No, holding the PTL across task_numa_fault() is fine, 
because this bit got reworked in my tree rather 
significantly, see:

 6030a23a1c66 sched: Move the NUMA placement logic to a 
 worklet

and followup patches.
I believe I see your point. After that patch is applied 
task_numa_fault() is a relatively small function and is no 
longer calling task_numa_placement. Sure, PTL is held longer 
than necessary but not enough to cause real scalability 
issues.
Yes - my motivation for that was three-fold:

1) to push rebalancing into process context and thus make it
   essentially lockless and also potentially preemptable.

2) enable the flip-tasks logic, which relies on taking a
   balancing decision and acting on it immediately. If you are
   in process context then this is doable.
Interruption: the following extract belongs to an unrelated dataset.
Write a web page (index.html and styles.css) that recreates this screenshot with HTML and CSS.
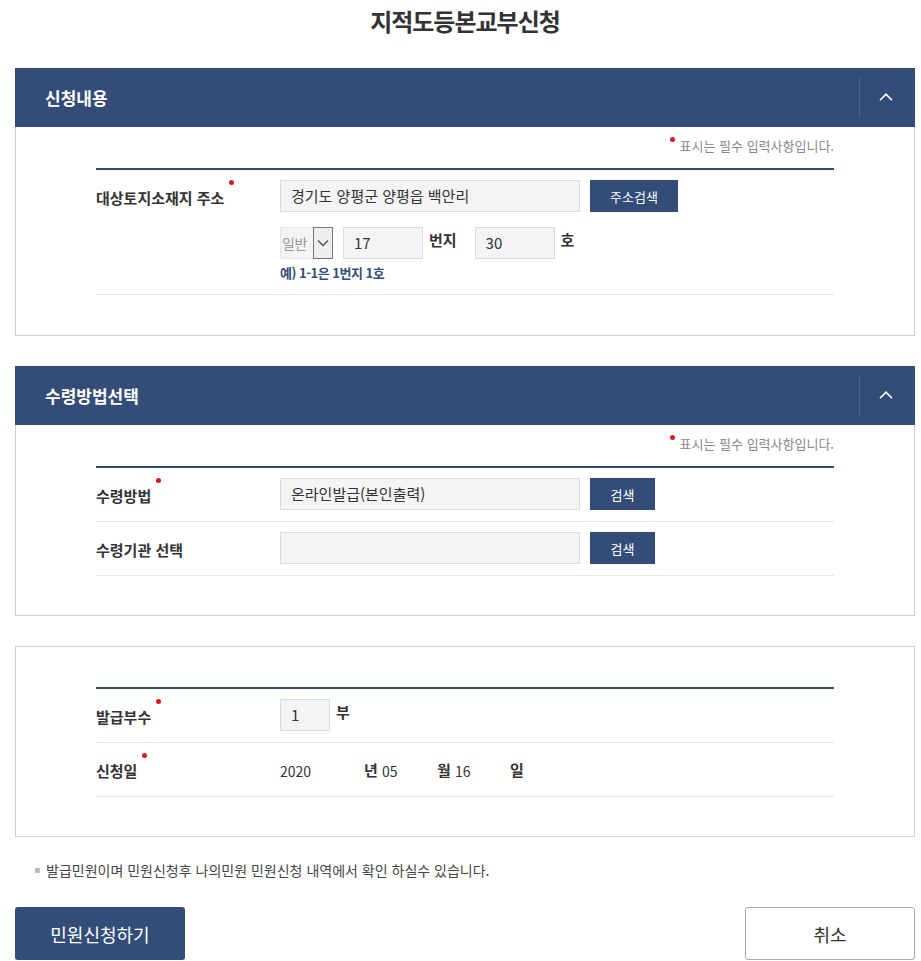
FILE: index.html
```html
<!DOCTYPE html>
<html lang="ko">
<head>
<meta charset="utf-8">
<title>지적도등본교부신청</title>
<link rel="stylesheet" href="styles.css">
</head>
<body>
<div class="page">
  <h1 class="title">지적도등본교부신청</h1>

  <section class="panel">
    <div class="panel-head">
      <h2 class="panel-title">신청내용</h2>
      <button class="toggle" type="button" aria-label="접기">
        <svg width="14" height="8" viewBox="0 0 14 8"><path d="M1 7.2 L7 1.2 L13 7.2" fill="none" stroke="#fff" stroke-width="1.6"/></svg>
      </button>
    </div>
    <div class="panel-body">
      <p class="req-note"><span class="dot-inline"></span>표시는 필수 입력사항입니다.</p>
      <div class="form">
        <div class="row row-address">
          <div class="label"><span class="req">대상토지소재지 주소</span></div>
          <div class="field">
            <div class="line">
              <div class="input wide">경기도 양평군 양평읍 백안리</div>
              <button class="btn-blue btn-addr" type="button">주소검색</button>
            </div>
            <div class="line line2">
              <div class="select"><span class="select-text">일반</span><span class="select-arrow"><svg width="12" height="8" viewBox="0 0 12 8"><path d="M1 1.5 L6 6.5 L11 1.5" fill="none" stroke="#555" stroke-width="1.5"/></svg></span></div>
              <div class="input small">17</div>
              <span class="unit">번지</span>
              <div class="input small">30</div>
              <span class="unit">호</span>
            </div>
            <p class="example">예) 1-1은 1번지 1호</p>
          </div>
        </div>
      </div>
    </div>
  </section>

  <section class="panel">
    <div class="panel-head">
      <h2 class="panel-title">수령방법선택</h2>
      <button class="toggle" type="button" aria-label="접기">
        <svg width="14" height="8" viewBox="0 0 14 8"><path d="M1 7.2 L7 1.2 L13 7.2" fill="none" stroke="#fff" stroke-width="1.6"/></svg>
      </button>
    </div>
    <div class="panel-body compact">
      <p class="req-note"><span class="dot-inline"></span>표시는 필수 입력사항입니다.</p>
      <div class="form">
        <div class="row">
          <div class="label"><span class="req">수령방법</span></div>
          <div class="field">
            <div class="line">
              <div class="input wide">온라인발급(본인출력)</div>
              <button class="btn-blue" type="button">검색</button>
            </div>
          </div>
        </div>
        <div class="row">
          <div class="label"><span>수령기관 선택</span></div>
          <div class="field">
            <div class="line">
              <div class="input wide"></div>
              <button class="btn-blue" type="button">검색</button>
            </div>
          </div>
        </div>
      </div>
    </div>
  </section>

  <section class="panel">
    <div class="panel-body plain compact">
      <div class="form">
        <div class="row">
          <div class="label"><span class="req">발급부수</span></div>
          <div class="field">
            <div class="line">
              <div class="input tiny">1</div>
              <span class="unit unit-top">부</span>
            </div>
          </div>
        </div>
        <div class="row">
          <div class="label"><span class="req">신청일</span></div>
          <div class="field">
            <div class="line date">
              <span class="dval y">2020</span><span class="dunit">년</span><span class="dval">05</span><span class="dunit">월</span><span class="dval">16</span><span class="dunit">일</span>
            </div>
          </div>
        </div>
      </div>
    </div>
  </section>

  <p class="info"><span class="sq"></span>발급민원이며 민원신청후 나의민원 민원신청 내역에서 확인 하실수 있습니다.</p>

  <div class="actions">
    <button class="btn-submit" type="button">민원신청하기</button>
    <button class="btn-cancel" type="button">취소</button>
  </div>
</div>
</body>
</html>
```

FILE: styles.css
```css
* { box-sizing: border-box; }
html, body { margin: 0; padding: 0; background: #fff; }
body {
  font-family: "Noto Sans CJK KR", "Noto Sans", "Liberation Sans", sans-serif;
  color: #333;
}
.page {
  width: 900px;
  margin-left: 15px;
}
.title {
  margin: 0;
  padding-top: 5px;
  height: 68px;
  text-align: center;
  font-size: 24px;
  line-height: 32px;
  font-weight: 700;
  color: #333;
  letter-spacing: -1px;
}
.panel {
  margin-bottom: 30px;
}
.panel-head {
  height: 59px;
  background: #344d78;
  display: flex;
  align-items: center;
  justify-content: space-between;
  padding-left: 30px;
}
.panel-title {
  margin: 0;
  font-size: 17px;
  font-weight: 700;
  color: #fff;
  letter-spacing: 0;
  line-height: 24px;
}
.toggle {
  width: 56px;
  height: 40px;
  border: 0;
  border-left: 1px solid #4b6390;
  background: transparent;
  display: flex;
  align-items: center;
  justify-content: center;
  padding: 0 4px 2px 0;
  cursor: pointer;
}
.panel-body {
  border: 1px solid #cfcfcf;
  border-top: 0;
  padding: 6px 80px 40px 80px;
}
.panel-body.compact {
  padding-bottom: 39px;
}
.panel-body.plain {
  border-top: 1px solid #cfcfcf;
  padding-top: 40px;
}
.req-note {
  margin: 0;
  height: 35px;
  padding-top: 3px;
  text-align: right;
  font-size: 13px;
  line-height: 20px;
  color: #888;
  letter-spacing: 0;
}
.dot-inline {
  display: inline-block;
  width: 5px;
  height: 5px;
  border-radius: 50%;
  background: #e0141e;
  vertical-align: top;
  margin: 1px 5px 0 0;
}
.form {
  border-top: 2px solid #344d78;
}
.row {
  display: flex;
  align-items: flex-start;
  border-bottom: 1px solid #e6e6e6;
  padding: 10px 0 11px;
}
.label {
  width: 184px;
  flex: none;
  height: 32px;
  display: flex;
  align-items: center;
  font-size: 15px;
  font-weight: 700;
  color: #333;
  letter-spacing: 0;
  padding-top: 3px;
}
.req {
  position: relative;
}
.req::after {
  content: "";
  position: absolute;
  right: -10px;
  top: -7px;
  width: 5px;
  height: 5px;
  border-radius: 50%;
  background: #e0141e;
}
.field { flex: 1; }
.line {
  display: flex;
  align-items: center;
  height: 32px;
}
.line2 { margin-top: 15px; }
.input {
  height: 32px;
  background: #f4f4f4;
  border: 1px solid #dcdcdc;
  font-size: 15px;
  line-height: 30px;
  padding: 0 10px;
  color: #333;
}
.input.wide { width: 300px; }
.input.small { width: 80px; }
.input.tiny { width: 50px; }
.btn-blue {
  margin-left: 10px;
  height: 32px;
  min-width: 65px;
  padding: 0 14px;
  border: 0;
  background: #344d78;
  color: #fff;
  font-family: inherit;
  font-size: 13px;
  letter-spacing: 0;
}
.btn-addr { width: 88px; }
.select {
  display: flex;
  height: 32px;
  width: 53px;
  margin-right: 10px;
  background: #f4f4f4;
  border: 1px solid #e6e6e6;
}
.select-text {
  flex: 1;
  font-size: 14px;
  line-height: 30px;
  color: #999;
  padding-left: 1px;
  letter-spacing: -0.5px;
}
.select-arrow {
  width: 20px;
  border: 1px solid #777;
  background: #eee;
  display: flex;
  align-items: center;
  justify-content: center;
  margin: -1px -1px -1px 0;
}
.unit {
  font-size: 15px;
  font-weight: 700;
  color: #333;
  margin: -8px 18px 0 6px;
}
.unit-top { margin-top: -8px; }
.example {
  margin: 4px 0 0;
  font-size: 13px;
  font-weight: 700;
  color: #344d78;
  line-height: 20px;
  letter-spacing: -0.5px;
}
.date {
  height: 32px;
}
.dval {
  font-size: 14px;
  color: #333;
  width: 55px;
  display: inline-block;
  margin-top: 4px;
}
.dval.y { width: 84px; }
.dunit {
  font-size: 15px;
  font-weight: 700;
  color: #333;
  width: 18px;
  display: inline-block;
}
.info {
  margin: -7px 0 0;
  padding-left: 20px;
  font-size: 14px;
  line-height: 20px;
  color: #444;
  letter-spacing: 0;
  display: flex;
  align-items: center;
  height: 20px;
}
.sq {
  width: 5px;
  height: 5px;
  background: #bbb;
  margin-right: 6px;
}
.actions {
  display: flex;
  justify-content: space-between;
  margin-top: 27px;
}
.btn-submit, .btn-cancel {
  width: 170px;
  height: 53px;
  border-radius: 3px;
  font-family: inherit;
  font-size: 18px;
  letter-spacing: 0;
}
.btn-submit {
  background: #344d78;
  color: #fff;
  border: 0;
}
.btn-cancel {
  background: #fff;
  color: #333;
  border: 1px solid #aaa;
}
```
If you are in a
   balancing irq context then not so much.

3) to simplify the 2M-emu loop was extra dressing on the cake:
   instead of taking and dropping the PTL 512 times (possibly
   interleaving two threads on the same pmd, both of them
   taking/dropping the same set of locks?), it only takes the
   ptl once.

I'll revive this aspect, it has many positives.
quoted
quoted
If the bug is indeed here, it's not obvious. I don't know 
why I'm triggering it or why it only triggers for specjbb 
as I cannot imagine what the JVM would be doing that is 
that weird or that would not have triggered before. Maybe 
we both suffer this type of problem but that numacores 
rate of migration is able to trigger it.
Agreed.
I spent some more time on this today and the bug is *really* 
hard to trigger or at least I have been unable to trigger it 
today. This begs the question why it triggered three times in 
relatively quick succession separated by a few hours when 
testing numacore on Dec 9th. Other tests ran between the 
failures. The first failure results were discarded. I deleted 
them to see if the same test reproduced it a second time (it 
did).

Of the three times this bug triggered in the last week, two 
were unclear where they crashed but one showed that the bug 
was triggered by the JVMs garbage collector. That at least is 
a corner case and might explain why it's hard to trigger.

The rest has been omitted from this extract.